> **RECORDED INFORMATION**:
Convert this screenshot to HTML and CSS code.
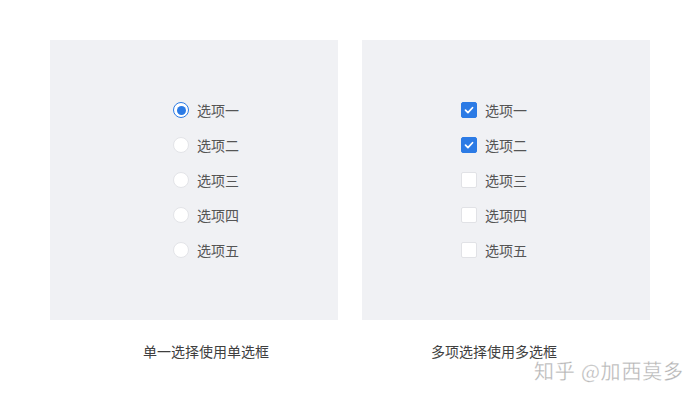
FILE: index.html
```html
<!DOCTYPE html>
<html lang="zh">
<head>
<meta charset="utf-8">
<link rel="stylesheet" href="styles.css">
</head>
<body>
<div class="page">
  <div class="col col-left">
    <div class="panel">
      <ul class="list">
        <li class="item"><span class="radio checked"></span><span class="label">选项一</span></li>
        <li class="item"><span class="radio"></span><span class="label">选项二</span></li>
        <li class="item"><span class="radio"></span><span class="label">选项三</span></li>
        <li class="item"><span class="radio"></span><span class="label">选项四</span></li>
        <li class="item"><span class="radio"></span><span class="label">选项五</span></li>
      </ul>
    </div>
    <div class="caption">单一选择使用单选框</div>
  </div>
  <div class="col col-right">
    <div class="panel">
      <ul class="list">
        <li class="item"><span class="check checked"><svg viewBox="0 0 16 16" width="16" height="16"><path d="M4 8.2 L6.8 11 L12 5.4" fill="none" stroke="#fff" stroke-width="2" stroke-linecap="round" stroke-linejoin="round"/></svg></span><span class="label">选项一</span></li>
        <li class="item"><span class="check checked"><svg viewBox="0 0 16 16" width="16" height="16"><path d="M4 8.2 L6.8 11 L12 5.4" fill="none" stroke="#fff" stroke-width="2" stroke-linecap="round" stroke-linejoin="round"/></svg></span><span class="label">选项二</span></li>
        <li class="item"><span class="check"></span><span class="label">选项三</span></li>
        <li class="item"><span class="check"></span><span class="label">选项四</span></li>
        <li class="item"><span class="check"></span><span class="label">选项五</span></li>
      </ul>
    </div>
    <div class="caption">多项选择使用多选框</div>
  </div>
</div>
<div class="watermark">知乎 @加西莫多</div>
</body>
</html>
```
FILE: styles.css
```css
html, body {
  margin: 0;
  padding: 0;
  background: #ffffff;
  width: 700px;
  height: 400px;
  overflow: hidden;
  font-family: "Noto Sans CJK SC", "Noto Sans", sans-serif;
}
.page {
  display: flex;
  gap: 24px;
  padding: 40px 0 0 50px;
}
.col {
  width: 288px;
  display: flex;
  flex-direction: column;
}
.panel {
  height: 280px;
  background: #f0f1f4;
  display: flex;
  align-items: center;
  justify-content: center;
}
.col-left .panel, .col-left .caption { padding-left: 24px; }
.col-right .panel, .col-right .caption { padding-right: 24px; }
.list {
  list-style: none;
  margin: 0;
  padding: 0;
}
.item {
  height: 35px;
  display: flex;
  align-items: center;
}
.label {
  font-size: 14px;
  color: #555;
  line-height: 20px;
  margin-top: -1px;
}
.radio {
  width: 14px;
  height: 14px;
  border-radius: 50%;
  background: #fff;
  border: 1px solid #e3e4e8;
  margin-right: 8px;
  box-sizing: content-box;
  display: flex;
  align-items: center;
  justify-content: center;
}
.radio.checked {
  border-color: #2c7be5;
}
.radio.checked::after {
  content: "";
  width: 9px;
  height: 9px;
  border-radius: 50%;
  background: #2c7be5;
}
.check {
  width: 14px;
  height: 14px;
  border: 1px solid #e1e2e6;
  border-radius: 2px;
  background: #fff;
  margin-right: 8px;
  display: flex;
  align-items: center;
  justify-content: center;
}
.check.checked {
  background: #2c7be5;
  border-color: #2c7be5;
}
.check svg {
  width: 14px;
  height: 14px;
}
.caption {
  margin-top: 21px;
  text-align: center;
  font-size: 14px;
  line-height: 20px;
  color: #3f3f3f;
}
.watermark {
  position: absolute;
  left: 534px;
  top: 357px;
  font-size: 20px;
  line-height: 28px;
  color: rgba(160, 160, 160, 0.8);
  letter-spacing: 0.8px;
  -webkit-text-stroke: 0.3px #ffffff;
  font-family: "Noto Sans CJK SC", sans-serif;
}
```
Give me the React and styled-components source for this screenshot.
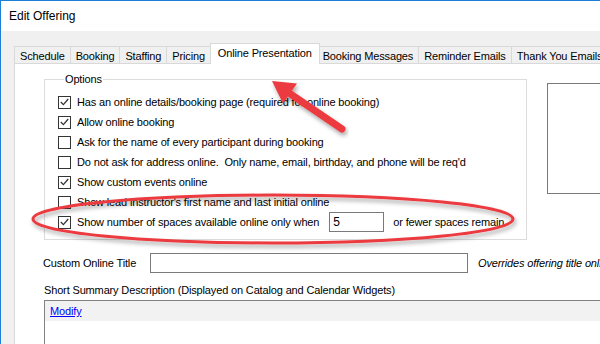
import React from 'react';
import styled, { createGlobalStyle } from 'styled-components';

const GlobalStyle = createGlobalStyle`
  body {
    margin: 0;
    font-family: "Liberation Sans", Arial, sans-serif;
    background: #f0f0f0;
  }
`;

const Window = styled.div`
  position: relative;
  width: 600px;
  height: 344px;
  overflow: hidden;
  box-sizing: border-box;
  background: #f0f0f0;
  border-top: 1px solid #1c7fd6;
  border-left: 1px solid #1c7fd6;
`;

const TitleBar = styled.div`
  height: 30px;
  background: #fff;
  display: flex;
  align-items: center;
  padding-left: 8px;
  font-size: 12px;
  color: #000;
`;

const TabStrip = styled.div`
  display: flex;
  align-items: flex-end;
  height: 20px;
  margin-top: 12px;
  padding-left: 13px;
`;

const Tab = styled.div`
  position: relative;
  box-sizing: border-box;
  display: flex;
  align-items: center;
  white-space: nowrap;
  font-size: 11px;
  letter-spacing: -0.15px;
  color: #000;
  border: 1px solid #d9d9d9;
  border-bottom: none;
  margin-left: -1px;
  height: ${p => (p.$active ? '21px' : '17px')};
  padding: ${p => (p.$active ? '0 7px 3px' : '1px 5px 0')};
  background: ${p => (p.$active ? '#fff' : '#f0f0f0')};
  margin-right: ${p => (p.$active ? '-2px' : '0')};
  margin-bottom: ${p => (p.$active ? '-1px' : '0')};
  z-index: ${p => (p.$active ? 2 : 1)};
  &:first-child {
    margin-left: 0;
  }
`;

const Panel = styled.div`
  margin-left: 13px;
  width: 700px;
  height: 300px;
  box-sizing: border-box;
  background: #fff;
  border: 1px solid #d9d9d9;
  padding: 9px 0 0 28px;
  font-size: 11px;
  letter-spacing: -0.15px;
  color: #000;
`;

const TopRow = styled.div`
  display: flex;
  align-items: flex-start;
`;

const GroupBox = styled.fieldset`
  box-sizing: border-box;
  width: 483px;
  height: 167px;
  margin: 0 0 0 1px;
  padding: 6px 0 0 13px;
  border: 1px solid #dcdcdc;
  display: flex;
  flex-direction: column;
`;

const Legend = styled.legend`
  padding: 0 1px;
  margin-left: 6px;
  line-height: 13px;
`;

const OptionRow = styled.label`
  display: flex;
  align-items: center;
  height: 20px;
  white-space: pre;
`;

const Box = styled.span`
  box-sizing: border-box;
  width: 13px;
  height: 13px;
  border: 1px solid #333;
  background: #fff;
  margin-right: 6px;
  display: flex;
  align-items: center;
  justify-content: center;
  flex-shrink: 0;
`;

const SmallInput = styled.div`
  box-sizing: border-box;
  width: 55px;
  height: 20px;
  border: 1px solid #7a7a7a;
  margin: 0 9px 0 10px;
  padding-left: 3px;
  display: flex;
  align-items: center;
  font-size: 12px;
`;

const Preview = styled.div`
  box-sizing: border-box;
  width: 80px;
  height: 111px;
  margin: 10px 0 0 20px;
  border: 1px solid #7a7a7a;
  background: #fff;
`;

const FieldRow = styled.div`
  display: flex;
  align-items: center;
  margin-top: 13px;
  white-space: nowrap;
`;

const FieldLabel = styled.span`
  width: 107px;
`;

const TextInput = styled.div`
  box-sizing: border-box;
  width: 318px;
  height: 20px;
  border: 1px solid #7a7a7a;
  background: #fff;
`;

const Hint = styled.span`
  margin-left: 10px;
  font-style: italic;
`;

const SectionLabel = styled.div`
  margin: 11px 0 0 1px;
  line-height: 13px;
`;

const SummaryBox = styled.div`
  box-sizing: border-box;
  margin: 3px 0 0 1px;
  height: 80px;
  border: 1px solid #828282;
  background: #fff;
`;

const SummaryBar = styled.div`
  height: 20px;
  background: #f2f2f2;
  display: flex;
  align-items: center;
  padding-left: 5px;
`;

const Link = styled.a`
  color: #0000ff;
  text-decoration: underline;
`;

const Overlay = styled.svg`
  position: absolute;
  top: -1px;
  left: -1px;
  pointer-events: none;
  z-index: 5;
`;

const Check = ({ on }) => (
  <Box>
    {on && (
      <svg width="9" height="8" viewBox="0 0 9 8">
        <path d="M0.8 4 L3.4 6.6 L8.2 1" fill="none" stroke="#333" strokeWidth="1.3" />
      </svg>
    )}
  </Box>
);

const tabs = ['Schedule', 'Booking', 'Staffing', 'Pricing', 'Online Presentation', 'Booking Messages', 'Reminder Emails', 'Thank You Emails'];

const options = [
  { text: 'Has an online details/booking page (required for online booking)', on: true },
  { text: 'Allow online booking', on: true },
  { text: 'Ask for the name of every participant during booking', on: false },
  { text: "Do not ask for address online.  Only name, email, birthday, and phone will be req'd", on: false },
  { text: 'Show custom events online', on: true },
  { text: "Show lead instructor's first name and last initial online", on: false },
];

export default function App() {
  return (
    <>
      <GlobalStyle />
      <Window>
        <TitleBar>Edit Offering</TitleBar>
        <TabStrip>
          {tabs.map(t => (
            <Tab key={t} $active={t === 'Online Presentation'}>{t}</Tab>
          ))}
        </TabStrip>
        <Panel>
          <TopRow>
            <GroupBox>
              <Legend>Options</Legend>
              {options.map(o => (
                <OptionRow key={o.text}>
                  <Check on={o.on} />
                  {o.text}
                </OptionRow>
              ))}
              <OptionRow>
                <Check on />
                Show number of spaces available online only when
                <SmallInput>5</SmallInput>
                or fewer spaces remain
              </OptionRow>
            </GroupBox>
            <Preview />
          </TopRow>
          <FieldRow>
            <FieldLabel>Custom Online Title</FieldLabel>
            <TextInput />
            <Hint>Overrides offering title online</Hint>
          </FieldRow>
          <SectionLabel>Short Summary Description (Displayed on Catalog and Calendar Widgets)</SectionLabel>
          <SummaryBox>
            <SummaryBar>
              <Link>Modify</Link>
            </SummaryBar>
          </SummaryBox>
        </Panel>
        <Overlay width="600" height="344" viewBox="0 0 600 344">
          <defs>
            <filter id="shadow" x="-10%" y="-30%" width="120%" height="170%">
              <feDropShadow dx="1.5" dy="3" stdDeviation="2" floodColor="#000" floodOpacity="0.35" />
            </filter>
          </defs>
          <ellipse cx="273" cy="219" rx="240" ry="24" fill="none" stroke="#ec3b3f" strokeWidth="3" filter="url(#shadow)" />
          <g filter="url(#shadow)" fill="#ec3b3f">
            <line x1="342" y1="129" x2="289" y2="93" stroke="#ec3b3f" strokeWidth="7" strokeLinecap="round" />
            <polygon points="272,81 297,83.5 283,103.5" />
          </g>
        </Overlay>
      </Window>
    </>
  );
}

> **THE EXERCISE**: Of all the lines above, how many contain the word "components"? Answer with only the number.

> **RESULT**: 2